Una década sin Antoñete, eterno mechón blanco del toreo.

Por Rosario PérezABC.

Una década sin Antonio Chenel ‘Antoñete’, diez años sin el torero del mechón blanco, ciento viente meses sin la izquierda donde habitaba el paraíso, tal y como ensalzó Agustín Díaz Yanes en un homenaje en Las Ventas, su plaza, su casa.

No hay tiempo que borre de la memoria al torero que cautivó a la ‘Movida’ madrileña en su resurrección de los 80, ya con los huesos rotos y ahogados sus pulmones azabache por la nicotina, «para dictar las cinco temporadas más hermosas del toreo moderno». En el recuerdo quedan sus ‘sinfonías de Beethoven y Mozart‘, pues eso eran sus faenas, según escribió José Luis Suárez-Guanes, chenelista desde el sombrero al bastón.

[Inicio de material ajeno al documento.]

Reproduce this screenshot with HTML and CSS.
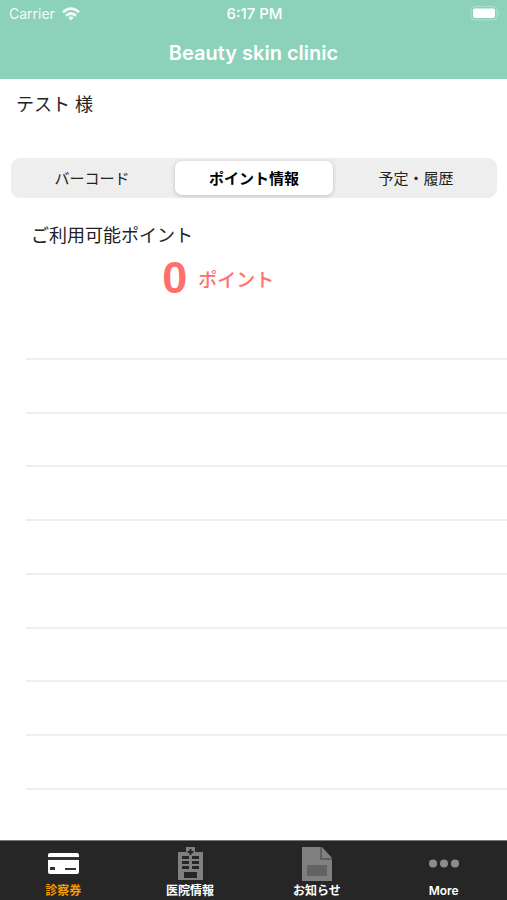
FILE: index.html
```html
<!DOCTYPE html>
<html lang="ja">
<head>
<meta charset="utf-8">
<meta name="viewport" content="width=device-width, initial-scale=1">
<title>Beauty skin clinic</title>
<link rel="stylesheet" href="styles.css">
</head>
<body>
<header class="header">
  <div class="status">
    <div class="carrier">
      <span>Carrier</span>
      <svg width="18" height="14" viewBox="0 0 18 14" fill="none" stroke="#fff" stroke-width="2.8" aria-hidden="true">
        <path d="M1 5.2Q9-2 17 5.2M4 8.7Q9 4.2 14 8.7"/>
        <path d="M6.3 10.6Q9 8.4 11.7 10.6L9 13.4Z" fill="#fff" stroke="none"/>
      </svg>
    </div>
    <time class="clock">6:17 PM</time>
    <svg class="battery" width="30" height="15" viewBox="0 0 30 15" aria-hidden="true">
      <rect x="1" y=".5" width="26" height="13.5" rx="4" fill="none" stroke="#fff" stroke-opacity=".3"/>
      <rect x="3" y="2.5" width="22" height="9.5" rx="2" fill="#fff"/>
      <path d="M28.2 5Q30 7 28.2 9.5Z" fill="#fff" fill-opacity=".4"/>
    </svg>
  </div>
  <h1 class="title">Beauty skin clinic</h1>
</header>
<main class="main">
  <p class="patient">テスト 様</p>
  <div class="segments">
    <button class="segment" type="button">バーコード</button>
    <button class="segment selected" type="button">ポイント情報</button>
    <button class="segment" type="button">予定・履歴</button>
  </div>
  <h2 class="label">ご利用可能ポイント</h2>
  <p class="points"><span class="number">0</span><span>ポイント</span></p>
  <ul class="history">
    <li></li><li></li><li></li><li></li><li></li><li></li><li></li><li></li><li></li>
  </ul>
</main>
<nav class="tabs">
  <a class="tab active" href="#card">
    <svg width="34" height="34" viewBox="0 0 34 34" aria-hidden="true">
      <rect x="2" y="6" width="31" height="21" rx="2" fill="#fff"/>
      <path d="M2 10h31v3H2zM4 20h5v3H4zM19 21h11v2H19z" fill="#333"/>
    </svg>
    <span>診察券</span>
  </a>
  <a class="tab" href="#clinic">
    <svg width="34" height="34" viewBox="0 0 34 34" aria-hidden="true">
      <path d="M5 5h8V0h9v5h8v28H5z" fill="#808080"/>
      <path d="M16.500 2h2v2h2v2h-2v2h-2V6h-2V4h2zM9 9h7v3H9zM19 9h7v3h-7zM9 14h7v3H9zM19 14h7v3h-7zM9 19h7v3H9zM19 19h7v3h-7zM11 25h13v6H11z" fill="#262626"/>
    </svg>
    <span>医院情報</span>
  </a>
  <a class="tab" href="#news">
    <svg width="34" height="34" viewBox="0 0 34 34" aria-hidden="true">
      <path d="M2 0h20l10 11v23H2z" fill="#808080"/>
      <path d="M21 0v12h11" fill="none" stroke="#555" stroke-width="1.500"/>
      <path d="M7 18h20v11H7z" fill="#636363"/>
    </svg>
    <span>お知らせ</span>
  </a>
  <a class="tab" href="#more">
    <svg width="34" height="34" viewBox="0 0 34 34" fill="#8c8c8c" aria-hidden="true">
      <circle cx="6" cy="16.500" r="4"/><circle cx="17" cy="16.500" r="4"/><circle cx="28" cy="16.500" r="4"/>
    </svg>
    <span>More</span>
  </a>
</nav>
</body>
</html>
```
FILE: styles.css
```css
* {
  box-sizing: border-box;
}

body {
  margin: 0;
  min-height: 100vh;
  display: flex;
  flex-direction: column;
  background: #fff;
  color: #222;
  font-family: Inter, "Noto Sans CJK JP", sans-serif;
}

h1, h2, p, ul {
  margin: 0;
  padding: 0;
  font-weight: 400;
}

.header {
  background: #8cd2ba;
  color: #fff;
  padding-bottom: 12px;
}

.status {
  display: grid;
  grid-template-columns: 1fr auto 1fr;
  align-items: center;
  height: 27px;
  padding: 0 7px 0 9px;
  font-size: 14px;
}

.carrier {
  display: flex;
  align-items: center;
  gap: 7px;
  opacity: 0.9;
}

.clock {
  font-size: 15px;
  font-weight: 500;
}

.battery {
  justify-self: end;
}

.title {
  font-size: 20px;
  font-weight: 600;
  line-height: 28px;
  padding-top: 12px;
  text-align: center;
}

.main {
  flex: 1;
  display: flex;
  flex-direction: column;
}

.patient {
  padding: 12px 16px 0;
  font-size: 18px;
  line-height: 28px;
}

.segments {
  display: grid;
  grid-template-columns: repeat(3, 1fr);
  gap: 4px;
  margin: 39px 10px 0 11px;
  padding: 3px 2px;
  background: #eee;
  border-radius: 9px;
}

.segment {
  height: 34px;
  padding: 0 0 2px;
  border: 0;
  border-radius: 7px;
  background: transparent;
  color: #222;
  font-family: inherit;
  font-size: 15px;
}

.selected {
  background: #fff;
  color: #000;
  font-weight: 700;
  box-shadow: 0 1px 4px rgba(0, 0, 0, 0.2);
}

.label {
  padding: 24px 31px 0;
  font-size: 18px;
  line-height: 28px;
}

.points {
  display: flex;
  align-items: center;
  gap: 11px;
  padding-left: 32%;
  height: 56px;
  color: #ff6f6c;
  font-size: 19px;
  font-weight: 500;
}

.number {
  font-family: "Liberation Sans", sans-serif;
  font-size: 45px;
  font-weight: 700;
}

.history {
  flex: 1;
  display: flex;
  flex-direction: column;
  padding: 0 0 50px 26px;
  list-style: none;
}

.history li {
  flex: 1;
  min-height: 44px;
  border-bottom: 2px solid #eee;
}

.tabs {
  display: grid;
  grid-template-columns: repeat(4, 1fr);
  height: 60px;
  background: #262626;
  border-top: 1px solid #777;
}

.tab {
  display: flex;
  flex-direction: column;
  align-items: center;
  padding-top: 6px;
  color: #fff;
  font-size: 12px;
  font-weight: 600;
  line-height: 20px;
  text-decoration: none;
}

.active {
  color: #f59a00;
}
```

Una década sin el torero que amó a ‘Atrevido‘, el famoso toro blanco de Osborne, como «se ama a una mujer; cuando pasaba bajo mi mando, el placer me inundaba y gocé como nunca». Ha pasado más de medio siglo desde aquella mítica faena, una de las más cantadas en la Historia de Las Ventas. «Esto no es toreo de ayer, ni de hoy, sino de siempre; eso es torear sencillamente, pero con la sencillez de la elegancia, de lo delicado, de lo fino, de lo sutil», escribió Antonio Díaz-Cañabate en ABC. «Fue el milagro, la maravilla. Cómo citaba, cómo paraba, cómo despedía, cómo se iba de la cara. Ejecutó el toreo en su más excelsa plenitud. Quizás nadie haya toreado como él», deletreó Suárez-Guanes en las páginas abecedarias.

Embrujo del toreo inmortal

De aquella faena se habló y mucho el día de su muerte, cuando un caudal de seguidores le despidieron en su plaza de Madrid. Aquel octubre de 2011, el cielo se había vestido de un cárdeno luctuoso. Llovía, como en aquellas faenas de gloria en las que Antoñete embrujó con su toreo inmortal. No importó. Un ejército de chenelistas se arremolinó en los aledaños de Las Ventas: figuras, maletillas, picadores, banderilleros, mozos de espadas, areneros, acomodadores, empresarios, ganaderos, presidentes, nobles y plebeyos.

Bajo el aguacero, una hilera de paraguas llegaba desde el Metro hasta la puerta 9, el umbral que conducía a la capilla ardiente. A la izquierda -su mano bendita- del féretro, el vestido malva y oro añejo con el que se despidió de Madrid. A sus pies, un capote de paseo marfil con la imagen de la Virgen de la Paloma, el mismo con el que un día bautizó a su hijo Marco Antonio. «Cada vez que reces, tu padre estará contigo», le dijo entonces el capellán Goñi en un momento de máxima emotividad.

«¡Al cielo con él!», exclamó el pueblo entre gritos de «¡torero, torero!» por la Puerta Grande entre las sombras de ‘Atrevido’, ‘Carazul’ y ‘Danzarín’. O el último verano del 98 con la corrida de Las Ramblas. Pasan los años, pasa la vida… Y no hay día que el aficionado que lo vio torear no recuerde al Chenel de los cauces clásicos, su cite de antaño y esas muñecas donde se hallaba el secreto del temple y la torería. Tan natural como eterna.